Still, this lack of statement by no means affected the movie. It was a superhero movie. While Iron Man gave us a breath of fresh air, this follow-up felt much more like a traditional superhero film, which is not actually a bad thing. We got to see bigger action sequences where Tony Stark and his suit are working as one. Six months of practice added to his “textbook narcissism” have Tony functioning at 100%, which leads to some pretty awesome scenes that had the entire audience out of their seats and cheering.

Justin Thereaux rises to the challenge and emulated the writing of Iron Man while still making the movie his own. In turn, the actors give us characters we love and more importantly, characters we love to hate. Mickey Rourke joins the cast as Ivan Vanko, aka Whiplash, the son of an impoverished Soviet physicist who creates his own arc reactor-based weapon in order to exact vengeance on Tony Stark. Rourke takes his role to the next level with a body covered in tattoos, gold teeth and pet cockatoo. The only thing we wanted was more. Even though he may have had less twenty lines, every single one is quotable and whenever he’s onscreen, the audience cannot help, but stare in silent admiration of a man who completely steals the movie.

In this follow-up, it appears as if director, Jon Favreau is steering away from the comics that originated Iron Man. There was no reference to Tony Stark’s alcoholism, which manifests in the long-running storyline, “The Demon in the Bottle”. Even Ironman’s arch-rival, Mandarin, remains absent. Perhaps this is because Favreau is attempting to make this movie series based more on technological issues rather than supernatural. In the comic book series, Mandarin embodied magic (or mysticism) as it opposed to Iron Man’s science (or technology). At the time, this was a metaphor portraying the nation of Communist China as cryptic wizards against the enlightened science of the modern United States. However, this metaphor doesn’t actually work in today’s climate. Perhaps Iron Man 3 will delve into these issues, but as of yet, they remain unseen.

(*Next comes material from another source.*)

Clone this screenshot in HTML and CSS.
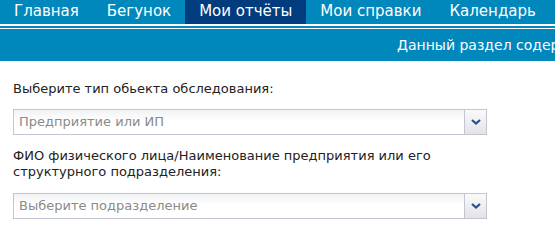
FILE: index.html
```html
<!DOCTYPE html>
<html lang="ru">
<head>
    <meta charset="UTF-8">
    <title>Мои отчёты</title>
    <link rel="stylesheet" href="styles.css">
</head>
<body>
    <ul class="menu">
        <li><a href="#">Главная</a></li>
        <li><a href="#">Бегунок</a></li>
        <li class="active"><a href="#">Мои отчёты</a></li>
        <li><a href="#">Мои справки</a></li>
        <li><a href="#">Календарь</a></li>
    </ul>
    <div class="rule"></div>
    <div class="notice">Данный раздел содержит информацию о ваших отчётах</div>

    <div class="form">
        <div class="field">
            <label class="field-label">Выберите тип обьекта обследования:</label>
            <div class="combo">
                <span class="combo-text">Предприятие или ИП</span>
                <span class="combo-btn">
                    <svg width="10" height="6" viewBox="0 0 10 6"><path d="M1 1 L5 4.5 L9 1" fill="none" stroke="#2b4f8e" stroke-width="2.2"/></svg>
                </span>
            </div>
        </div>

        <div class="field">
            <label class="field-label">ФИО физического лица/Наименование предприятия или его структурного подразделения:</label>
            <div class="combo">
                <span class="combo-text">Выберите подразделение</span>
                <span class="combo-btn">
                    <svg width="10" height="6" viewBox="0 0 10 6"><path d="M1 1 L5 4.5 L9 1" fill="none" stroke="#2b4f8e" stroke-width="2.2"/></svg>
                </span>
            </div>
        </div>
    </div>
</body>
</html>
```

FILE: styles.css
```css
body {
    margin: 0;
    font-family: Tahoma, "DejaVu Sans", sans-serif;
    background: #fff;
}

.menu {
    display: flex;
    margin: 0;
    padding: 0;
    list-style: none;
    height: 24px;
    background-color: #0087bc;
    overflow: hidden;
}

.menu li {
    flex-shrink: 0;
}

.menu li a {
    display: block;
    height: 24px;
    line-height: 23px;
    padding: 0 14px;
    font-size: 15px;
    color: #fff;
    text-decoration: none;
    white-space: nowrap;
}

.menu li.active a {
    background-color: #003c7e;
}

.rule {
    height: 2px;
    margin: 2px 0 1px;
    background-color: #0087bc;
}

.notice {
    height: 32px;
    line-height: 32px;
    padding-left: 397px;
    background-color: #0087bc;
    color: #fff;
    font-size: 14px;
    white-space: nowrap;
    overflow: hidden;
}

.form {
    display: flex;
    flex-direction: column;
    gap: 13px;
    padding: 20px 13px 0;
    width: 474px;
}

.field {
    display: flex;
    flex-direction: column;
    gap: 12px;
}

.field + .field {
    gap: 13px;
}

.field-label {
    font-size: 13px;
    line-height: 16px;
    color: #222;
}

.combo {
    display: flex;
    height: 24px;
    border: 1px solid #c3c6d2;
    background: linear-gradient(#f1f2f4, #fff 45%);
}

.combo-text {
    flex: 1;
    padding-left: 5px;
    line-height: 24px;
    font-size: 13px;
    color: #8a8a8a;
}

.combo-btn {
    width: 21px;
    display: flex;
    align-items: center;
    justify-content: center;
    border-left: 1px solid #c3c6d2;
    background: linear-gradient(#fafafa, #e3e3e6);
}
```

All in all, Jon Favreau followed up his unexpected success with a solid sequel that gives us everything we expected. Iron Man fans will not be disappointed, but rather excited for what is to come in the coming years. Rather than making a deep statement about our current society, Favreau chose to prepare us for Avengers. The introduction of the Black Widow (Scarlett Johansson) as well as the growing presence of Nick Fury all evidence what we should expect in 2012. Also, make sure you stay through the credits for one more look at what’s coming.